Dari balik batu besar, Wahsyi melemparkan tombaknya ke arah punggung Hamzah. Paman Rasulullah itu tumbang. Setelah yakin benar itulah sasarannya, Wahsyi segera surut ke belakang pasukan karena hanya itulah tugasnya di Perang Uhud.
Melihat tubuh Hamzah yang sedang terhuyung-huyung, Hindun bergegas ke tengah medan pertempuran. Situasi serbakacau. Pasukan Muslim terkaget dengan serangan balik itu.
Sebagian mereka menyelamatkan diri, sebagian yang lain mencari-cari keberadaan Rasulullah. Sebab, beberapa pemuka pasukan musyrik sudah berseru-seru menyuarakan dusta bahwa Nabi SAW wafat di tangan mereka. Kepanikan menjalar untuk sejenak di tengah kaum Muslim.

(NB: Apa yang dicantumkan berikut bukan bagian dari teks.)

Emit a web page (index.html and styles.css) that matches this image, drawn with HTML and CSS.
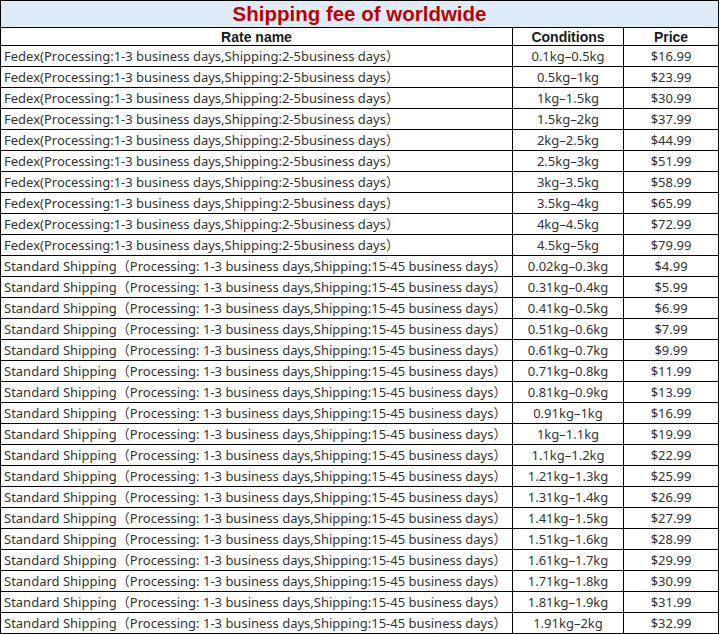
FILE: index.html
```html
<!DOCTYPE html>
<html lang="en">
<head>
    <meta charset="UTF-8">
    <title>Shipping fee of worldwide</title>
    <link rel="stylesheet" href="styles.css">
</head>
<body>
    <table class="rates">
        <colgroup>
            <col class="col-name">
            <col class="col-cond">
            <col class="col-price">
        </colgroup>
        <thead>
            <tr class="title-row">
                <th colspan="3">Shipping fee of worldwide</th>
            </tr>
            <tr class="head-row">
                <th>Rate name</th>
                <th>Conditions</th>
                <th>Price</th>
            </tr>
        </thead>
        <tbody>
            <tr><td>Fedex(Processing:1-3 business days,Shipping:2-5business days）</td><td class="c">0.1kg–0.5kg</td><td class="c">$16.99</td></tr>
            <tr><td>Fedex(Processing:1-3 business days,Shipping:2-5business days）</td><td class="c">0.5kg–1kg</td><td class="c">$23.99</td></tr>
            <tr><td>Fedex(Processing:1-3 business days,Shipping:2-5business days）</td><td class="c">1kg–1.5kg</td><td class="c">$30.99</td></tr>
            <tr><td>Fedex(Processing:1-3 business days,Shipping:2-5business days）</td><td class="c">1.5kg–2kg</td><td class="c">$37.99</td></tr>
            <tr><td>Fedex(Processing:1-3 business days,Shipping:2-5business days）</td><td class="c">2kg–2.5kg</td><td class="c">$44.99</td></tr>
            <tr><td>Fedex(Processing:1-3 business days,Shipping:2-5business days）</td><td class="c">2.5kg–3kg</td><td class="c">$51.99</td></tr>
            <tr><td>Fedex(Processing:1-3 business days,Shipping:2-5business days）</td><td class="c">3kg–3.5kg</td><td class="c">$58.99</td></tr>
            <tr><td>Fedex(Processing:1-3 business days,Shipping:2-5business days）</td><td class="c">3.5kg–4kg</td><td class="c">$65.99</td></tr>
            <tr><td>Fedex(Processing:1-3 business days,Shipping:2-5business days）</td><td class="c">4kg–4.5kg</td><td class="c">$72.99</td></tr>
            <tr><td>Fedex(Processing:1-3 business days,Shipping:2-5business days）</td><td class="c">4.5kg–5kg</td><td class="c">$79.99</td></tr>
            <tr><td>Standard Shipping（Processing: 1-3 business days,Shipping:15-45 business days）</td><td class="c">0.02kg–0.3kg</td><td class="c">$4.99</td></tr>
            <tr><td>Standard Shipping（Processing: 1-3 business days,Shipping:15-45 business days）</td><td class="c">0.31kg–0.4kg</td><td class="c">$5.99</td></tr>
            <tr><td>Standard Shipping（Processing: 1-3 business days,Shipping:15-45 business days）</td><td class="c">0.41kg–0.5kg</td><td class="c">$6.99</td></tr>
            <tr><td>Standard Shipping（Processing: 1-3 business days,Shipping:15-45 business days）</td><td class="c">0.51kg–0.6kg</td><td class="c">$7.99</td></tr>
            <tr><td>Standard Shipping（Processing: 1-3 business days,Shipping:15-45 business days）</td><td class="c">0.61kg–0.7kg</td><td class="c">$9.99</td></tr>
            <tr><td>Standard Shipping（Processing: 1-3 business days,Shipping:15-45 business days）</td><td class="c">0.71kg–0.8kg</td><td class="c">$11.99</td></tr>
            <tr><td>Standard Shipping（Processing: 1-3 business days,Shipping:15-45 business days）</td><td class="c">0.81kg–0.9kg</td><td class="c">$13.99</td></tr>
            <tr><td>Standard Shipping（Processing: 1-3 business days,Shipping:15-45 business days）</td><td class="c">0.91kg–1kg</td><td class="c">$16.99</td></tr>
            <tr><td>Standard Shipping（Processing: 1-3 business days,Shipping:15-45 business days）</td><td class="c">1kg–1.1kg</td><td class="c">$19.99</td></tr>
            <tr><td>Standard Shipping（Processing: 1-3 business days,Shipping:15-45 business days）</td><td class="c">1.1kg–1.2kg</td><td class="c">$22.99</td></tr>
            <tr><td>Standard Shipping（Processing: 1-3 business days,Shipping:15-45 business days）</td><td class="c">1.21kg–1.3kg</td><td class="c">$25.99</td></tr>
            <tr><td>Standard Shipping（Processing: 1-3 business days,Shipping:15-45 business days）</td><td class="c">1.31kg–1.4kg</td><td class="c">$26.99</td></tr>
            <tr><td>Standard Shipping（Processing: 1-3 business days,Shipping:15-45 business days）</td><td class="c">1.41kg–1.5kg</td><td class="c">$27.99</td></tr>
            <tr><td>Standard Shipping（Processing: 1-3 business days,Shipping:15-45 business days）</td><td class="c">1.51kg–1.6kg</td><td class="c">$28.99</td></tr>
            <tr><td>Standard Shipping（Processing: 1-3 business days,Shipping:15-45 business days）</td><td class="c">1.61kg–1.7kg</td><td class="c">$29.99</td></tr>
            <tr><td>Standard Shipping（Processing: 1-3 business days,Shipping:15-45 business days）</td><td class="c">1.71kg–1.8kg</td><td class="c">$30.99</td></tr>
            <tr><td>Standard Shipping（Processing: 1-3 business days,Shipping:15-45 business days）</td><td class="c">1.81kg–1.9kg</td><td class="c">$31.99</td></tr>
            <tr><td>Standard Shipping（Processing: 1-3 business days,Shipping:15-45 business days）</td><td class="c">1.91kg–2kg</td><td class="c">$32.99</td></tr>
        </tbody>
    </table>
</body>
</html>
```

FILE: styles.css
```css
:root {
    --title-red: #c00000;
    --title-bg: #ddebf7;
    --text: #333333;
    --line: #000000;
}

* {
    margin: 0;
    padding: 0;
    box-sizing: border-box;
}

body {
    background-color: #ffffff;
    color: var(--text);
}

.rates {
    width: 718px;
    table-layout: fixed;
    border-collapse: collapse;
    border: 1px solid var(--line);
    font-family: "Noto Sans", "Noto Sans CJK SC", sans-serif;
    font-size: 13px;
}

.col-name {
    width: 512px;
}

.col-cond {
    width: 111px;
}

.col-price {
    width: 95px;
}

th, td {
    border: 1px solid var(--line);
    white-space: nowrap;
    overflow: hidden;
    line-height: 1;
}

td {
    height: 21px;
    padding: 0 0 0 3px;
    text-align: left;
}

td.c {
    padding: 0;
    text-align: center;
}

.title-row th {
    height: 27px;
    background-color: var(--title-bg);
    color: var(--title-red);
    font-family: "Liberation Sans", Arial, sans-serif;
    font-size: 20.5px;
    font-weight: 700;
    text-align: center;
}

.head-row th {
    height: 18px;
    color: #1a1a1a;
    font-family: "Liberation Sans", Arial, sans-serif;
    font-size: 14px;
    font-weight: 700;
    text-align: center;
}
```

Kondisi inilah yang dimanfaatkan Hindun. Begitu ia mendapati jasad Hamzah bin Abdul Muthalib, ia berteriak sukacita. Dengan pisaunya, Hindun membelah dada Hamzah dan mengeluarkan hatinya. Jantung sosok pahlawan Muslim itu dikunyahnya sambil berkata, Rasakan ini, Hamzah!
Abu Sufyan datang menghampiri istrinya itu. Dengan tombaknya, Abu Sufyan lantas menusuk mulut Hamzah. Rasakan ini sebagai pembalasanku atas perbuatan-perbuatanmu! seru Abu Sufyan.

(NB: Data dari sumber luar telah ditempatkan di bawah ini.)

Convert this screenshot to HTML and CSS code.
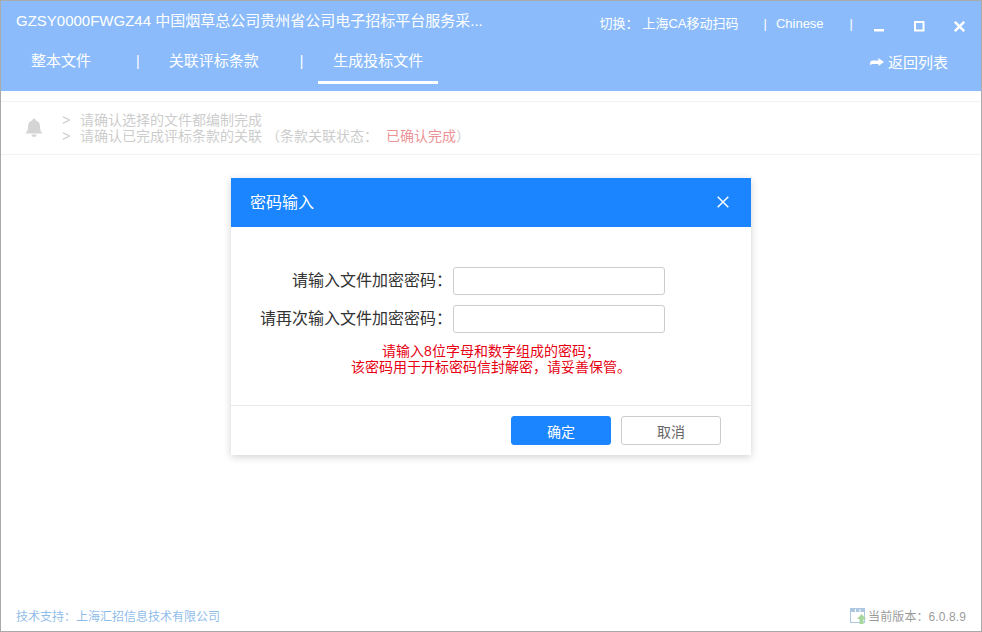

Saat baku hantam mulai surut, pasukan musyrik kembali ke Makkah dengan perasaan gembira. Sementara, pasukan Muslim terkoyak dan lunglai lantaran didera kekalahan. Debu-debu peperangan mulai mereda. Mayat-mayat kaum Muslim mulai tampak.
Duka Mendalam Rasulullah SAW untuk Sang Paman
Berita gugurnya Hamzah bin Abdul Muthalib di antara para pahlawan Muslim lainnya sampai kepada Rasulullah. Dalam peperangan ini, Nabi SAW sendiri tidak luput dari luka. Giginya tanggal karena dipukul pasukan musyrik.
Demi menyaksikan jasad pamannya itu, Rasulullah sangat berduka. Betapa tidak. Tubuh Hamzah terpotong-potong menyedihkan. Isi perutnya terburai. Hidung dan kedua daun telinganya putus.
Aku belum pernah melihat pembunuhan sekeji ini. Belum pernah ada peristiwa yang membuatku marah seperti ini, ucap Rasulullah. Air mata kesedihan mengalir di atas wajahnya yang mulia. Rasulullah menshalatkan pamannya itu serta para mujahid Perang Uhud yang gugur menjemput surga-Nya.
Demikianlah akhir hidup sang paman Nabi SAW yang mencintai risalah Islam.